Classroom dynamics are shaped by many things, including attributes, dispositions, knowledge, and skills of the teacher, students’ personalities and backgrounds, and, among other things, students’ academic abilities. Margarita Pivovarova (2014) seeks to isolate and measure the effect of students’ academic abilities, as measured by a low-stakes standardized test, on the performance of other students on subsequent exams, in effect, attempting to address the title question of whether students should be homogenously tracked or heterogeneously mixed according to academic ability. As I read this article, there were several things that I took issue with, each of which I want to address in turn.
Relatively early in the article, Pivovarova (2014) begins to use certain words to describe students’ academic performance that I found to be rather unsettling and dehumanizing in nature; by simply reducing them students to statistics on a page and using descriptors such as, good, bad, average, and marginal, she fails to positively recognize that the data she are interpreting are individual humans who are much more complex than simple adjectives. In an attempt to distance herself from the inescapable connotations associated with such words, she includes the following in her notes section, nearly three fourths of the way through the article:
4In order to make the interpretation easier, instead of labeling students by the level of achievement as 1 to 4, I will call students at the lowest level of achievement “bad” students without attaching the actual meaning of the word “bad”; students at the highest level – “good” students, and students in the middle of the achievement distribution – “average”. Among “average” students, I will distinguish between “marginal” (those whose achievement is below provincial standards, or level 2) and just “average” (level 3). (Pivovarova, 2014, p. 29)
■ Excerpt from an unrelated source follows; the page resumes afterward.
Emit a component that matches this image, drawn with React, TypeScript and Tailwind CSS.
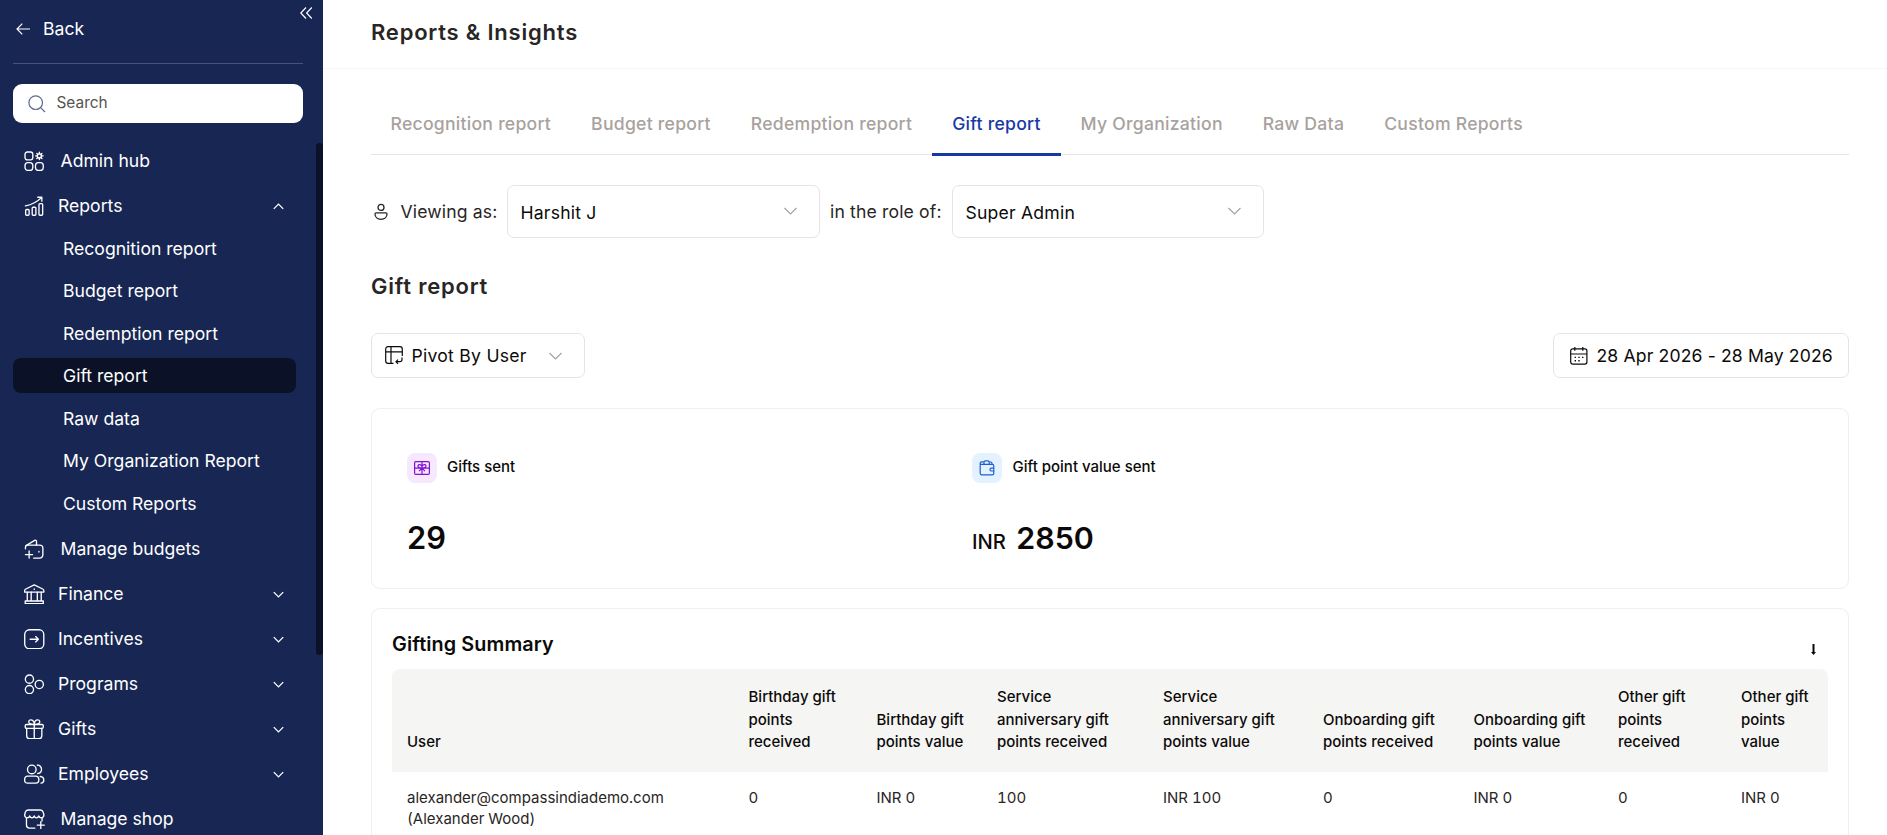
import type { ReactNode } from 'react'

type IconName =
  | 'hub'
  | 'reports'
  | 'budgets'
  | 'finance'
  | 'incentives'
  | 'programs'
  | 'gifts'
  | 'employees'
  | 'shop'

const ICONS: Record<IconName, ReactNode> = {
  hub: (
    <>
      <rect x="1" y="1" width="7.6" height="7.6" rx="2.2" />
      <rect x="1" y="11.4" width="7.6" height="7.6" rx="2.8" />
      <rect x="11.2" y="11.4" width="7.6" height="7.6" rx="2.8" />
      <circle cx="15" cy="4.8" r="2" />
      <path d="M15 1.2v1.6M15 6.8v1.6M11.4 4.8H13M17 4.8h1.6M12.5 2.3l1.1 1.1M16.4 6.2l1.1 1.1M17.5 2.3l-1.1 1.1M13.6 6.2l-1.1 1.1" />
    </>
  ),
  reports: (
    <>
      <rect x="1.6" y="13.2" width="3.4" height="5.6" rx="1" />
      <rect x="8" y="11" width="3.6" height="7.8" rx="1" />
      <rect x="14.6" y="7.4" width="3.6" height="11.4" rx="1" />
      <path d="M1.4 9.6C7 8.6 12.6 6 17 1.6M13.4 1.2H17.4V5" />
    </>
  ),
  budgets: (
    <>
      <path d="M1.4 9.6V8.2c0-1.5.9-2.2 2.2-2.2h11.6c2 0 3.2 1 3.2 3v6.2c0 2.2-1.2 3.4-3.2 3.4H9.4" />
      <path d="M2 6.4 10.4 1.4c1-.5 1.8 0 1.8.9V6" />
      <path d="M5 11.6v7M1.4 15.2h7M14.6 12.2v.6" />
    </>
  ),
  finance: (
    <>
      <path d="M10 .9 18.2 4.9c1 .5 1.2 1 1.2 2v1H.6v-1c0-1 .2-1.5 1.2-2Z" />
      <path d="M3.2 8v8.5M7 8v8.5M13 8v8.5M16.8 8v8.5M1.2 16.6h17.6v2.6H1.2ZM10 4.8v.5" />
    </>
  ),
  incentives: (
    <>
      <rect x=".7" y=".7" width="18.6" height="18.6" rx="4.6" />
      <path d="M6 10h8M11.4 7.4 14 10l-2.6 2.6" />
    </>
  ),
  programs: (
    <>
      <circle cx="5.3" cy="5" r="4" />
      <circle cx="5.3" cy="15.2" r="4" />
      <circle cx="14.9" cy="10.2" r="4" />
    </>
  ),
  gifts: (
    <>
      <rect x="1.2" y="5.4" width="17.6" height="3.7" rx="1.2" />
      <path d="M2.6 9.1v7.1c0 2 1 3.1 3 3.1h8.8c2 0 3-1.1 3-3.1V9.1M10 5.4v13.9" />
      <path d="M10 5.4C7.8 5.4 4.6 4.8 4.6 2.7 4.6 1.4 5.8.7 7 .9 9 1.3 10 3.2 10 5.4ZM10 5.4c2.2 0 5.4-.6 5.4-2.7C15.4 1.4 14.2.7 13 .9 11 1.3 10 3.2 10 5.4Z" />
    </>
  ),
  employees: (
    <>
      <circle cx="7.6" cy="5.3" r="4.2" />
      <path d="M3.6 11.8h7.6c2 0 3.3 1.6 3.3 3.6 0 2.2-1 3.3-3 3.3H3.5c-1.9 0-2.9-1-2.9-3 0-2.2 1.2-3.9 3-3.9Z" />
      <path d="M13 1.2c2.2-.3 4.1 1.6 4.1 3.9s-1.6 4-3.7 4.2M15.8 12.2c2.2.2 3.5 1.6 3.5 3.5 0 1.8-1 3-2.7 3" />
    </>
  ),
  shop: (
    <>
      <path d="M2.4 9.2v6.5c0 2 1 3 3 3h5.2M17.6 9.2v2.4M16.4 12.4v6.8M13 15.8h6.8" />
      <path d="M4 1h12c1.7 0 2.3.7 2.7 2l.6 2.4c.3 1.8-.9 3.2-2.5 3.2-1.2 0-2-.7-2.4-1.8-.4 1.1-1.2 1.8-2.3 1.8-1 0-1.8-.7-2.1-1.8-.4 1.1-1.2 1.8-2.2 1.8-1.1 0-1.9-.7-2.2-1.8-.4 1.1-1.3 1.8-2.4 1.8C1.6 8.6.4 7.2.7 5.4L1.3 3c.4-1.3 1-2 2.7-2Z" />
    </>
  ),
}

const REPORT_LINKS = [
  'Recognition report',
  'Budget report',
  'Redemption report',
  'Gift report',
  'Raw data',
  'My Organization Report',
  'Custom Reports',
]

const MENU: { label: string; icon: IconName; expandable: boolean }[] = [
  { label: 'Manage budgets', icon: 'budgets', expandable: false },
  { label: 'Finance', icon: 'finance', expandable: true },
  { label: 'Incentives', icon: 'incentives', expandable: true },
  { label: 'Programs', icon: 'programs', expandable: true },
  { label: 'Gifts', icon: 'gifts', expandable: true },
  { label: 'Employees', icon: 'employees', expandable: true },
  { label: 'Manage shop', icon: 'shop', expandable: false },
]

const TABS = [
  'Recognition report',
  'Budget report',
  'Redemption report',
  'Gift report',
  'My Organization',
  'Raw Data',
  'Custom Reports',
]

const COLUMNS: { lines: string[]; value: string; width: string }[] = [
  { lines: ['Birthday gift', 'points', 'received'], value: '0', width: 'w-[128px]' },
  { lines: ['Birthday gift', 'points value'], value: 'INR 0', width: 'w-[120.5px]' },
  { lines: ['Service', 'anniversary gift', 'points received'], value: '100', width: 'w-[166px]' },
  { lines: ['Service', 'anniversary gift', 'points value'], value: 'INR 100', width: 'w-[160px]' },
  { lines: ['Onboarding gift', 'points received'], value: '0', width: 'w-[150.5px]' },
  { lines: ['Onboarding gift', 'points value'], value: 'INR 0', width: 'w-[144.5px]' },
  { lines: ['Other gift', 'points', 'received'], value: '0', width: 'w-[123px]' },
  { lines: ['Other gift', 'points', 'value'], value: 'INR 0', width: 'w-[102px]' },
]

function Chevron({ up, className }: { up?: boolean; className?: string }) {
  return (
    <svg viewBox="0 0 14 8" fill="none" stroke="currentColor" className={className}>
      <path d={up ? 'M1 7l6-6 6 6' : 'M1 1l6 6 6-6'} />
    </svg>
  )
}

function MenuRow({ label, icon, expandable, open }: { label: string; icon: IconName; expandable?: boolean; open?: boolean }) {
  return (
    <div className="flex h-[45px] shrink-0 items-center pl-6 pr-[39px]">
      <svg viewBox="0 0 20 20" fill="none" stroke="currentColor" strokeWidth="1.3" strokeLinecap="round" strokeLinejoin="round" className="mb-px size-[20.5px]">
        {ICONS[icon]}
      </svg>
      <span className={expandable ? 'ml-[13.5px] flex-1' : 'ml-4 flex-1'}>{label}</span>
      {expandable && <Chevron up={open} className="mb-px h-[7px] w-[11px] stroke-[1.7]" />}
    </div>
  )
}

function Sidebar() {
  return (
    <aside className="relative flex w-[323px] shrink-0 flex-col overflow-hidden bg-[#182653] text-[17.6px] text-white">
      <svg viewBox="0 0 12 12" fill="none" stroke="currentColor" strokeWidth="1.2" className="absolute left-[300px] top-[7px] size-3">
        <path d="M6 .5.8 6 6 11.5M11.8.5 6.6 6l5.2 5.5" />
      </svg>
      <div className="ml-[13px] flex h-[64px] w-[290px] shrink-0 items-start border-b border-[#475277] pl-[3px] pt-[15px]">
        <svg viewBox="0 0 14 12" fill="none" stroke="currentColor" strokeWidth="1.2" className="mt-2 h-3 w-[14px]">
          <path d="M6.3.7 1 6l5.3 5.3M1 6h13" />
        </svg>
        <span className="ml-[13px] leading-7">Back</span>
      </div>
      <div className="ml-[13px] mt-5 flex h-[39px] w-[290px] shrink-0 items-center rounded-[9px] bg-white pl-[15px]">
        <svg viewBox="0 0 18 18" fill="none" stroke="#5d6a92" strokeWidth="1.2" className="size-[18px]">
          <circle cx="7.7" cy="7.7" r="6.8" />
          <path d="m12.6 12.6 4.4 4.4" />
        </svg>
        <span className="mb-px ml-[10.5px] text-[15.4px] text-[#57534e]">Search</span>
      </div>
      <nav className="mt-4 flex flex-col">
        <MenuRow label="Admin hub" icon="hub" />
        <MenuRow label="Reports" icon="reports" expandable open />
        <div className="flex flex-col gap-[7.5px] pb-[6.5px] pl-[13px] pt-[1.5px]">
          {REPORT_LINKS.map((label) => (
            <a
              key={label}
              className={
                label === 'Gift report'
                  ? 'flex h-[35px] w-[283px] items-center rounded-lg bg-[#0b1228] pl-[50px] pt-[1.5px]'
                  : 'flex h-[35px] w-[283px] items-center pl-[50px] pt-[1.5px]'
              }
            >
              {label}
            </a>
          ))}
        </div>
        {MENU.map((item) => (
          <MenuRow key={item.label} {...item} />
        ))}
      </nav>
      {/* Scrollbar thumb */}
      <div className="absolute right-0 top-[143px] h-[512px] w-[7px] rounded bg-[#0b1228]" />
    </aside>
  )
}

function SelectBox({ value, width }: { value: string; width: string }) {
  return (
    <div className={`${width} flex h-[53px] items-center justify-between rounded-[7px] border border-[#e7e5e4] pl-[12.5px] pr-[21.5px] text-[#0c0a09]`}>
      <span className="pt-[3px] tracking-[0.2px]">{value}</span>
      <Chevron className="mb-[2px] h-2 w-[15px] text-[#a8a29e] stroke-[1.2]" />
    </div>
  )
}

function ViewingAs() {
  return (
    <div className="mt-[30px] flex h-[53px] items-center text-[17.6px] text-[#292524]">
      <svg viewBox="0 0 14 18" fill="none" stroke="currentColor" strokeWidth="1.3" className="ml-[3px] h-[18px] w-[14px]">
        <circle cx="7" cy="4.4" r="3" />
        <path d="M2.2 9.8h9.6c.8 0 1.2.5 1.2 1.2 0 3-2.4 5.3-6 5.3s-6-2.3-6-5.3c0-.7.4-1.2 1.2-1.2Z" />
      </svg>
      <span className="ml-[12.5px] w-[106.5px] pt-px tracking-[0.15px]">Viewing as:</span>
      <SelectBox value="Harshit J" width="w-[313px]" />
      <span className="ml-[10px] w-[122px] pt-px tracking-[0.15px]">in the role of:</span>
      <SelectBox value="Super Admin" width="w-[312px]" />
    </div>
  )
}

function StatCards() {
  return (
    <section className="mt-[30px] flex h-[181px] rounded-[9px] border border-[#f0efee] pl-[35px] pt-[44px] text-[#0c0a09]">
      <div className="w-[565px]">
        <div className="flex items-center">
          <div className="flex size-[30px] items-center justify-center rounded-lg bg-[#f5e8ff]">
            <svg viewBox="0 0 16 14" fill="none" stroke="#8312d2" strokeWidth="1.2" className="h-[14px] w-4">
              <rect x=".6" y=".6" width="14.8" height="12.8" rx="1.2" />
              <path d="M.6 7.2h14.8M8 .6v12.8M8 7.2C6 7.2 4 6.5 4 4.9 4 3 7.6 3.2 8 5.6 8.4 3.2 12 3 12 4.9c0 1.6-2 2.3-4 2.3ZM8 7.2 5 10.2M8 7.2l3 3" />
            </svg>
          </div>
          <span className="mb-[2px] ml-[10px] text-[15px] font-medium">Gifts sent</span>
        </div>
        <div className="mt-[34px] text-[30.8px] font-semibold leading-[42px]">29</div>
      </div>
      <div>
        <div className="flex items-center">
          <div className="flex size-[30px] items-center justify-center rounded-lg bg-[#e4f2ff]">
            <svg viewBox="0 0 16 16" fill="none" stroke="#1d5fd0" strokeWidth="1.2" className="size-4">
              <path d="M1.2 4.4v8.8c0 1 .6 1.6 1.6 1.6h10.4c1 0 1.6-.6 1.6-1.6V6c0-1-.6-1.6-1.6-1.6ZM1.2 4.4V3c0-.8.6-1.2 1.4-1.2h2.2M14.8 8.2h-2.6c-.8 0-1.2.6-1.2 1.4s.4 1.4 1.2 1.4h2.6" />
              <path d="M5 4.4V2.2C5 1.4 5.6.8 6.4.8h2.4c.8 0 1.4.6 1.4 1.4v2.2M10.6 2h1.2c.8 0 1.2.6 1.2 1.4v1" />
            </svg>
          </div>
          <span className="mb-[2px] ml-[10.5px] text-[15px] font-medium">Gift point value sent</span>
        </div>
        <div className="mt-[34px] flex items-baseline gap-[10.5px] text-[30.4px] font-semibold leading-[42px]">
          <span className="text-[20.2px] font-medium">INR</span>
          <span>2850</span>
        </div>
      </div>
    </section>
  )
}

function SummaryTable() {
  return (
    <section className="mt-[19px] h-[260px] shrink-0 rounded-[9px] border border-[#f0efee] px-5">
      <div className="flex h-[60px] items-start justify-between pr-[12px] text-[#0c0a09]">
        <h3 className="pt-5 text-[19.8px] font-semibold leading-[30px] tracking-[0.1px]">Gifting Summary</h3>
        <svg viewBox="0 0 5 11" className="mt-[35px] h-[11px] w-[5px]" fill="currentColor">
          <path d="M1.5 0h2v8H5L2.5 11 0 8h1.5Z" />
        </svg>
      </div>
      <table className="w-[1436px] table-fixed border-separate border-spacing-0 text-left text-[15px] tabular-nums">
        <thead>
          <tr className="h-[103px] align-bottom leading-[22.4px] text-[#0c0a09]">
            <th className="w-[341.5px] rounded-tl-lg bg-[#f5f5f4] pb-[18.6px] pl-[15px] font-medium">User</th>
            {COLUMNS.map((col, i) => (
              <th key={i} className={`${col.width} bg-[#f5f5f4] pb-[18.6px] pl-[15px] font-medium whitespace-nowrap last:rounded-tr-lg`}>
                {col.lines.map((line) => (
                  <div key={line}>{line}</div>
                ))}
              </th>
            ))}
          </tr>
        </thead>
        <tbody>
          <tr className="align-top leading-[21px] text-[#292524]">
            <td className="pl-[15px] pt-[15px]">
              alexander@compassindiademo.com
              <br />
              (Alexander Wood)
            </td>
            {COLUMNS.map((col, i) => (
              <td key={i} className="pl-[15px] pt-[15px]">{col.value}</td>
            ))}
          </tr>
        </tbody>
      </table>
    </section>
  )
}

export default function App() {
  return (
    <div className="flex h-[835px] w-[1887px] overflow-hidden bg-white font-['Inter',sans-serif]">
      <Sidebar />
      <main className="flex-1">
        <header className="h-[69px] border-b border-[#f5f5f4] pl-12 pt-[17px]">
          <h1 className="text-[22px] font-semibold leading-[30px] tracking-[0.78px] text-[#292524]">Reports &amp; Insights</h1>
        </header>
        <div className="flex flex-col pl-12 pr-[38px]">
          <div className="mt-[26px] flex h-[60px] border-b border-[#e7e5e4]">
            {TABS.map((tab) => (
              <div
                key={tab}
                className={
                  tab === 'Gift report'
                    ? '-ml-px h-[61px] border-b-3 border-[#1739a6] pl-[20.5px] pr-[20.3px] pt-[15px] text-[17.6px] font-medium leading-[27px] tracking-[0.26px] text-[#1739a6]'
                    : 'h-[61px] pl-[19.5px] pr-[20.5px] pt-[15px] text-[17.6px] font-medium leading-[27px] tracking-[0.26px] text-[#a8a29e]'
                }
              >
                {tab}
              </div>
            ))}
          </div>
          <ViewingAs />
          <h2 className="mt-[33px] text-[22px] font-semibold leading-[30px] tracking-[0.78px] text-[#292524]">Gift report</h2>
          <div className="mt-[32px] flex h-[45px] justify-between text-[17.6px] text-[#0c0a09]">
            <div className="flex w-[214px] items-center rounded-[7px] border border-[#e7e5e4] pl-[13px]">
              <svg viewBox="0 0 18 19" fill="none" stroke="currentColor" strokeWidth="1.2" className="h-[19px] w-[18px]">
                <path d="M17.3 10V3c0-1.4-.9-2.3-2.3-2.3H3C1.6.7.7 1.6.7 3v12c0 1.4.9 2.3 2.3 2.3h5.5M.7 5.8h16.6M6 .7v16.6" />
                <path d="M17 11.5v2c0 1.4-.7 2.2-2.1 2.2h-3.6M13 13.6l-2 2.1 2 2.1" />
              </svg>
              <span className="ml-[8.5px] pt-px tracking-[0.25px]">Pivot By User</span>
              <Chevron className="ml-[21px] h-2 w-[15px] text-[#a8a29e] stroke-[1.2]" />
            </div>
            <div className="flex w-[296px] items-center rounded-[7px] border border-[#e7e5e4] pl-4">
              <svg viewBox="0 0 18 18" fill="none" stroke="currentColor" strokeWidth="1.2" className="size-[18px]">
                <rect x=".7" y="1.9" width="16.2" height="15.2" rx="2" />
                <path d="M.7 7h16.2M4.8 0v3.8M12.8 0v3.8" />
                <path d="M8.3 10.4h1.4M12 10.4h1.4M4.6 10.4H6M4.6 13.7H6M8.3 13.7h1.4" strokeWidth="1.4" />
              </svg>
              <span className="ml-[8.5px] pt-px tracking-[0.14px]">28 Apr 2026 - 28 May 2026</span>
            </div>
          </div>
          <StatCards />
          <SummaryTable />
        </div>
      </main>
    </div>
  )
}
While I recognize that it can often be easier to simplify data for ease of writing and communication with the reader, I found the inclusion and repeated use of these words to be over-simplified and indelible choice. The visceral reaction I had when reading these words, to me, underscores the importance and value of being very conscious and intentional in my word choices when making qualitative judgments and assessments about data points, and to always remember what the data I describe actually represent, which, in this case are students.
When I began to reflect on the situative context behind Pivovarova’s (2014) work to better her dispositions and analyses, it became clear that her approach was quite distanced from any actual interaction with the students themselves. With such a large sample size (n=228,947 students), it seems likely that this information was reported to her by, or obtained through an institution involved with Ontario’s standardized testing, as opposed to being collected by she herself. While there were likely human-to-human interactions in the collection and analysis of these data, it seems as though one could reproduce such a study without ever seeing an actual person represented by the data. I see this as a major weakness of her methods; by never interacting with the ‘subjects’ of a study, it seems as though it would be quite easy to make such qualitative assessments that fail to acknowledge the humanity of the data points. As I read more about the author and her background, I found that her focus is in field of economics, which can have a cold, sterile distance to it, which was the feeling conveyed through this article.
Despite my above sentiments, when I began to reflect on the motivation behind Pivovarova’s work, I see the most noble of intentions behind it. The article intends to dispel current thinking on the linear relationship between the effects peers have on an individual achiever’s learning. This is done in the name of improving school effectiveness and efficiency, with the ultimate goal of improving student achievement. If current practice dictates that students be grouped into classrooms in a certain way, homogeneously by achievement, for example, and new information suggests that more students would benefit to a greater extent if they were grouped using a different method, then the paper serves to fill an invaluable need that will improve outcomes for a significant number of students, something that has limitless value. An example of this, representing another particular strength of Pivovarova’s (2014) article is the manner through which she debunked an oft-used excuse of educators: the idea that a “bad apple” student can ruin the learning environment for all other students. Her data suggest that an increased number of low-performing students do not, on the whole, negatively impact the outcomes of high achieving students (Pivovarova, 2014). To use data to soundly reject such a dehumanizing (of students) notion is one of my most valuable take-aways from this research.
Through reading this article, I have gained a valuable insight about how I will implement my innovation into my own practice. I hope that collecting data through participative action research and utilizing methods that always actively seek to humanize my participants, my innovations will not reduce the lives and abilities of those involved to mathematical formulas, algorithms, and simple numbers on paper. But rather, that my methods will always refer to the data in ways that respectfully acknowledge the various backgrounds and stories of those involved in the study.
Pivovarova, M. (2014). Should We Track or Should We Mix Them? Mary Lou Fulton
Teachers College. Tempe: Arizona State University.